------ Provided data

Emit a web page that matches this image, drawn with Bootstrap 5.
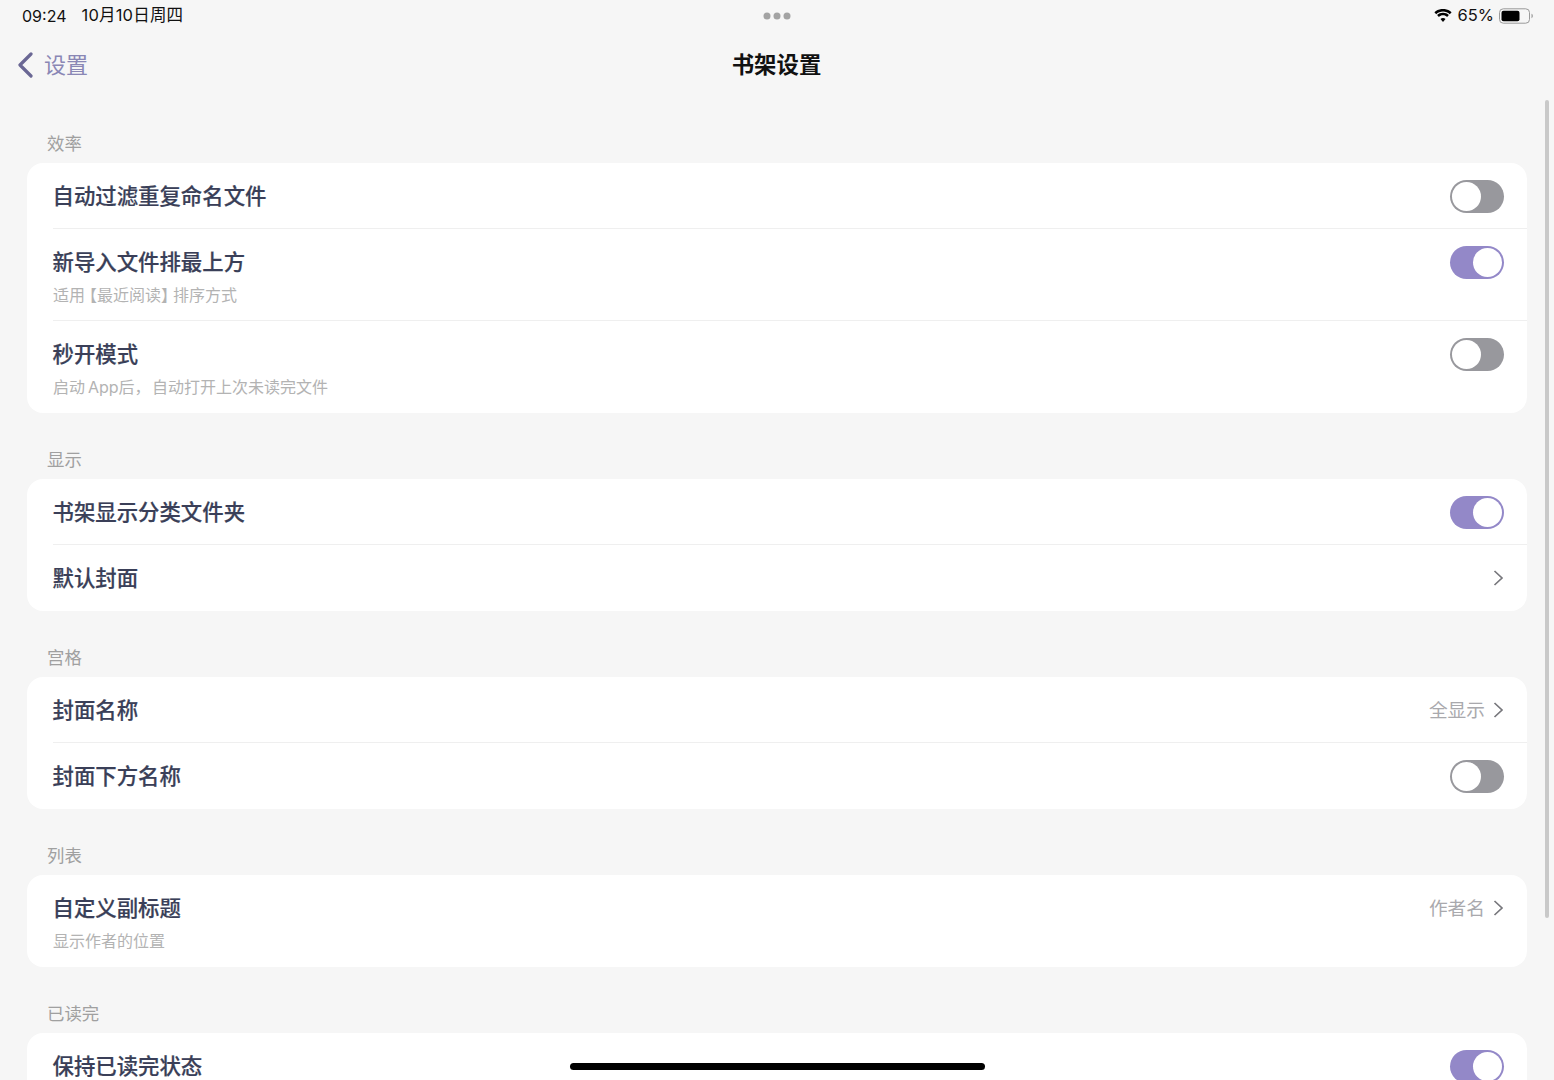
<!DOCTYPE html>
<html lang="zh-CN">
<head>
<meta charset="utf-8">
<title>书架设置</title>
<link href="https://cdn.jsdelivr.net/npm/bootstrap@5.3.0/dist/css/bootstrap.min.css" rel="stylesheet">
<style>
html,body{height:1080px;overflow:hidden;}
body{background:#f6f6f6;font-family:"Inter","Noto Sans CJK SC",sans-serif;position:relative;}
.status-bar{height:31px;padding:0 21px 0 22px;font-size:16px;color:#111;}
.status-date{margin-left:15px;font-size:16.5px;letter-spacing:.2px;}
.status-dots{gap:3px;}
.status-dots i{display:block;width:7px;height:7px;border-radius:50%;background:#a3a3a3;}
.status-pct{margin:0 5px 0 6px;font-size:16.5px;}
.top-bar{height:68px;padding:0 0 1px 17px;}
.back-link{color:#8a87b5;font-size:22px;gap:10px;line-height:1;text-decoration:none;}
.page-title{font-size:22.4px;font-weight:600;color:#111;line-height:1;}
.top-bar-title{left:0;right:1px;top:31px;height:68px;}
.settings-wrap{padding:0 27px;}
.group-label{font-size:17.4px;color:#a0a0a0;line-height:26px;height:66px;padding:34px 0 0 20px;}
.first-label{height:64px;padding-top:32px;}
.settings-card{background:#fff;border-radius:16px;overflow:hidden;}
.set-row{padding:0 23px 0 26px;height:66px;position:relative;}
.set-row.tall{height:92px;align-items:flex-start!important;}
.set-row + .set-row::before{content:"";position:absolute;left:26px;right:0;top:-1px;height:1px;background:#efefef;}
.row-title{font-size:21.4px;font-weight:500;color:#3a3f58;line-height:30px;white-space:nowrap;margin-left:-.5px;-webkit-text-stroke:.2px #3a3f58;}
.tall .row-main{padding-top:18px;}
.tall .row-end{padding-top:17px;}
.tall .row-value{padding-top:24px;}
.row-sub{font-size:16px;color:#b3b3b3;line-height:24px;margin-top:6px;white-space:nowrap;}
.brk-l{font-feature-settings:"halt";padding-left:4px;}
.brk-r{font-feature-settings:"halt";padding-right:4px;}
.row-value{font-size:18.7px;color:#a9a9ad;gap:8px;line-height:1;}
.row-value span{position:relative;top:1px;}
.tgl{display:block;width:54px;height:33px;border-radius:17px;background:#98989d;position:relative;}
.tgl::after{content:"";position:absolute;left:2px;top:2px;width:29px;height:29px;border-radius:50%;background:#fff;}
.tgl.on{background:#9388c8;}
.tgl.on::after{left:23px;}
.scroll-thumb{position:absolute;right:5px;top:100px;width:4px;height:818px;border-radius:2px;background:#c9c9c9;}
.home-bar{position:absolute;left:570px;top:1063px;width:415px;height:7px;border-radius:4px;background:#000;}
</style>
</head>
<body>
<div class="status-bar d-flex align-items-center justify-content-between position-relative">
  <div class="d-flex align-items-center"><span>09:24</span><span class="status-date">10月10日周四</span></div>
  <div class="status-dots d-flex position-absolute top-50 start-50 translate-middle"><i></i><i></i><i></i></div>
  <div class="d-flex align-items-center">
    <svg width="18" height="14" viewBox="0 0 18 14"><path d="M9 2.500c2.600 0 5 1 6.800 2.700l1.800-1.900C15.300 1.100 12.300-.1 9-.1S2.700 1.100.4 3.300l1.800 1.900C4 3.500 6.400 2.500 9 2.500z" fill="#000"/><path d="M9 6.300c1.600 0 3 .6 4.100 1.600l1.800-1.900C13.300 4.500 11.300 3.700 9 3.700s-4.300.8-5.900 2.300l1.800 1.900C6 6.900 7.400 6.300 9 6.300z" fill="#000"/><path d="M9 8.900c-1 0-1.900.4-2.500 1L9 13l2.500-3.100c-.6-.6-1.500-1-2.500-1z" fill="#000"/></svg>
    <span class="status-pct">65%</span>
    <svg width="34" height="16" viewBox="0 0 34 16"><rect x=".5" y=".8" width="30" height="14.400" rx="3.800" fill="none" stroke="#9a9a9a"/><rect x="2.500" y="2.800" width="18" height="10.400" rx="2" fill="#000"/><path d="M32.500 5.800c.9.300 1.300 1.200 1.300 2.200s-.4 1.900-1.300 2.200z" fill="#9a9a9a"/></svg>
  </div>
</div>
<div class="top-bar d-flex align-items-center">
  <a href="#" class="back-link d-flex align-items-center">
    <svg width="17" height="26" viewBox="0 0 17 26"><path d="M14 2 3 13l11 11" fill="none" stroke="#6a6794" stroke-width="3.200" stroke-linecap="round" stroke-linejoin="round"/></svg>
    <span>设置</span>
  </a>
</div>
<div class="top-bar-title position-absolute d-flex align-items-center justify-content-center"><span class="page-title">书架设置</span></div>

<div class="settings-wrap">
  <div class="group-label first-label">效率</div>
  <div class="settings-card">
    <div class="set-row d-flex align-items-center justify-content-between"><div class="row-title">自动过滤重复命名文件</div><span class="tgl"></span></div>
    <div class="set-row tall d-flex align-items-center justify-content-between">
      <div class="row-main"><div class="row-title">新导入文件排最上方</div><div class="row-sub">适用<span class="brk-l">【</span>最近阅读<span class="brk-r">】</span>排序方式</div></div>
      <div class="row-end"><span class="tgl on"></span></div>
    </div>
    <div class="set-row tall d-flex align-items-center justify-content-between">
      <div class="row-main"><div class="row-title">秒开模式</div><div class="row-sub">启动&#8201;App后，&#8202;自动打开上次未读完文件</div></div>
      <div class="row-end"><span class="tgl"></span></div>
    </div>
  </div>

  <div class="group-label">显示</div>
  <div class="settings-card">
    <div class="set-row d-flex align-items-center justify-content-between"><div class="row-title">书架显示分类文件夹</div><span class="tgl on"></span></div>
    <div class="set-row d-flex align-items-center justify-content-between"><div class="row-title">默认封面</div>
      <div class="row-value d-flex align-items-center"><svg width="11" height="16" viewBox="0 0 11 16"><path d="m1.500 1 7.500 7-7.500 7" fill="none" stroke="#77777c" stroke-width="1.700"/></svg></div></div>
  </div>

  <div class="group-label">宫格</div>
  <div class="settings-card">
    <div class="set-row d-flex align-items-center justify-content-between"><div class="row-title">封面名称</div>
      <div class="row-value d-flex align-items-center"><span>全显示</span><svg width="11" height="16" viewBox="0 0 11 16"><path d="m1.500 1 7.500 7-7.500 7" fill="none" stroke="#77777c" stroke-width="1.700"/></svg></div></div>
    <div class="set-row d-flex align-items-center justify-content-between"><div class="row-title">封面下方名称</div><span class="tgl"></span></div>
  </div>

  <div class="group-label">列表</div>
  <div class="settings-card">
    <div class="set-row tall d-flex align-items-center justify-content-between">
      <div class="row-main"><div class="row-title">自定义副标题</div><div class="row-sub">显示作者的位置</div></div>
      <div class="row-value d-flex align-items-center"><span>作者名</span><svg width="11" height="16" viewBox="0 0 11 16"><path d="m1.500 1 7.500 7-7.500 7" fill="none" stroke="#77777c" stroke-width="1.700"/></svg></div>
    </div>
  </div>

  <div class="group-label">已读完</div>
  <div class="settings-card">
    <div class="set-row d-flex align-items-center justify-content-between"><div class="row-title">保持已读完状态</div><span class="tgl on"></span></div>
  </div>
</div>
<div class="scroll-thumb"></div>
<div class="home-bar"></div>
<script src="https://cdn.jsdelivr.net/npm/bootstrap@5.3.0/dist/js/bootstrap.bundle.min.js"></script>
</body>
</html>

------------

= Problem =
Repeat the listing verbatim. Skip the pictures.

= Solution for this exercise =
Emit a web page that matches this image, drawn with Bootstrap 5.
<!DOCTYPE html>
<html lang="zh-CN">
<head>
<meta charset="utf-8">
<title>书架设置</title>
<link href="https://cdn.jsdelivr.net/npm/bootstrap@5.3.0/dist/css/bootstrap.min.css" rel="stylesheet">
<style>
html,body{height:1080px;overflow:hidden;}
body{background:#f6f6f6;font-family:"Inter","Noto Sans CJK SC",sans-serif;position:relative;}
.status-bar{height:31px;padding:0 21px 0 22px;font-size:16px;color:#111;}
.status-date{margin-left:15px;font-size:16.5px;letter-spacing:.2px;}
.status-dots{gap:3px;}
.status-dots i{display:block;width:7px;height:7px;border-radius:50%;background:#a3a3a3;}
.status-pct{margin:0 5px 0 6px;font-size:16.5px;}
.top-bar{height:68px;padding:0 0 1px 17px;}
.back-link{color:#8a87b5;font-size:22px;gap:10px;line-height:1;text-decoration:none;}
.page-title{font-size:22.4px;font-weight:600;color:#111;line-height:1;}
.top-bar-title{left:0;right:1px;top:31px;height:68px;}
.settings-wrap{padding:0 27px;}
.group-label{font-size:17.4px;color:#a0a0a0;line-height:26px;height:66px;padding:34px 0 0 20px;}
.first-label{height:64px;padding-top:32px;}
.settings-card{background:#fff;border-radius:16px;overflow:hidden;}
.set-row{padding:0 23px 0 26px;height:66px;position:relative;}
.set-row.tall{height:92px;align-items:flex-start!important;}
.set-row + .set-row::before{content:"";position:absolute;left:26px;right:0;top:-1px;height:1px;background:#efefef;}
.row-title{font-size:21.4px;font-weight:500;color:#3a3f58;line-height:30px;white-space:nowrap;margin-left:-.5px;-webkit-text-stroke:.2px #3a3f58;}
.tall .row-main{padding-top:18px;}
.tall .row-end{padding-top:17px;}
.tall .row-value{padding-top:24px;}
.row-sub{font-size:16px;color:#b3b3b3;line-height:24px;margin-top:6px;white-space:nowrap;}
.brk-l{font-feature-settings:"halt";padding-left:4px;}
.brk-r{font-feature-settings:"halt";padding-right:4px;}
.row-value{font-size:18.7px;color:#a9a9ad;gap:8px;line-height:1;}
.row-value span{position:relative;top:1px;}
.tgl{display:block;width:54px;height:33px;border-radius:17px;background:#98989d;position:relative;}
.tgl::after{content:"";position:absolute;left:2px;top:2px;width:29px;height:29px;border-radius:50%;background:#fff;}
.tgl.on{background:#9388c8;}
.tgl.on::after{left:23px;}
.scroll-thumb{position:absolute;right:5px;top:100px;width:4px;height:818px;border-radius:2px;background:#c9c9c9;}
.home-bar{position:absolute;left:570px;top:1063px;width:415px;height:7px;border-radius:4px;background:#000;}
</style>
</head>
<body>
<div class="status-bar d-flex align-items-center justify-content-between position-relative">
  <div class="d-flex align-items-center"><span>09:24</span><span class="status-date">10月10日周四</span></div>
  <div class="status-dots d-flex position-absolute top-50 start-50 translate-middle"><i></i><i></i><i></i></div>
  <div class="d-flex align-items-center">
    <svg width="18" height="14" viewBox="0 0 18 14"><path d="M9 2.500c2.600 0 5 1 6.800 2.700l1.800-1.900C15.300 1.100 12.300-.1 9-.1S2.700 1.100.4 3.300l1.800 1.900C4 3.500 6.400 2.500 9 2.500z" fill="#000"/><path d="M9 6.300c1.600 0 3 .6 4.100 1.600l1.800-1.900C13.300 4.500 11.300 3.700 9 3.700s-4.300.8-5.900 2.300l1.800 1.900C6 6.900 7.400 6.300 9 6.300z" fill="#000"/><path d="M9 8.900c-1 0-1.900.4-2.500 1L9 13l2.500-3.100c-.6-.6-1.500-1-2.500-1z" fill="#000"/></svg>
    <span class="status-pct">65%</span>
    <svg width="34" height="16" viewBox="0 0 34 16"><rect x=".5" y=".8" width="30" height="14.400" rx="3.800" fill="none" stroke="#9a9a9a"/><rect x="2.500" y="2.800" width="18" height="10.400" rx="2" fill="#000"/><path d="M32.500 5.800c.9.300 1.300 1.200 1.300 2.200s-.4 1.900-1.300 2.200z" fill="#9a9a9a"/></svg>
  </div>
</div>
<div class="top-bar d-flex align-items-center">
  <a href="#" class="back-link d-flex align-items-center">
    <svg width="17" height="26" viewBox="0 0 17 26"><path d="M14 2 3 13l11 11" fill="none" stroke="#6a6794" stroke-width="3.200" stroke-linecap="round" stroke-linejoin="round"/></svg>
    <span>设置</span>
  </a>
</div>
<div class="top-bar-title position-absolute d-flex align-items-center justify-content-center"><span class="page-title">书架设置</span></div>

<div class="settings-wrap">
  <div class="group-label first-label">效率</div>
  <div class="settings-card">
    <div class="set-row d-flex align-items-center justify-content-between"><div class="row-title">自动过滤重复命名文件</div><span class="tgl"></span></div>
    <div class="set-row tall d-flex align-items-center justify-content-between">
      <div class="row-main"><div class="row-title">新导入文件排最上方</div><div class="row-sub">适用<span class="brk-l">【</span>最近阅读<span class="brk-r">】</span>排序方式</div></div>
      <div class="row-end"><span class="tgl on"></span></div>
    </div>
    <div class="set-row tall d-flex align-items-center justify-content-between">
      <div class="row-main"><div class="row-title">秒开模式</div><div class="row-sub">启动&#8201;App后，&#8202;自动打开上次未读完文件</div></div>
      <div class="row-end"><span class="tgl"></span></div>
    </div>
  </div>

  <div class="group-label">显示</div>
  <div class="settings-card">
    <div class="set-row d-flex align-items-center justify-content-between"><div class="row-title">书架显示分类文件夹</div><span class="tgl on"></span></div>
    <div class="set-row d-flex align-items-center justify-content-between"><div class="row-title">默认封面</div>
      <div class="row-value d-flex align-items-center"><svg width="11" height="16" viewBox="0 0 11 16"><path d="m1.500 1 7.500 7-7.500 7" fill="none" stroke="#77777c" stroke-width="1.700"/></svg></div></div>
  </div>

  <div class="group-label">宫格</div>
  <div class="settings-card">
    <div class="set-row d-flex align-items-center justify-content-between"><div class="row-title">封面名称</div>
      <div class="row-value d-flex align-items-center"><span>全显示</span><svg width="11" height="16" viewBox="0 0 11 16"><path d="m1.500 1 7.500 7-7.500 7" fill="none" stroke="#77777c" stroke-width="1.700"/></svg></div></div>
    <div class="set-row d-flex align-items-center justify-content-between"><div class="row-title">封面下方名称</div><span class="tgl"></span></div>
  </div>

  <div class="group-label">列表</div>
  <div class="settings-card">
    <div class="set-row tall d-flex align-items-center justify-content-between">
      <div class="row-main"><div class="row-title">自定义副标题</div><div class="row-sub">显示作者的位置</div></div>
      <div class="row-value d-flex align-items-center"><span>作者名</span><svg width="11" height="16" viewBox="0 0 11 16"><path d="m1.500 1 7.500 7-7.500 7" fill="none" stroke="#77777c" stroke-width="1.700"/></svg></div>
    </div>
  </div>

  <div class="group-label">已读完</div>
  <div class="settings-card">
    <div class="set-row d-flex align-items-center justify-content-between"><div class="row-title">保持已读完状态</div><span class="tgl on"></span></div>
  </div>
</div>
<div class="scroll-thumb"></div>
<div class="home-bar"></div>
<script src="https://cdn.jsdelivr.net/npm/bootstrap@5.3.0/dist/js/bootstrap.bundle.min.js"></script>
</body>
</html>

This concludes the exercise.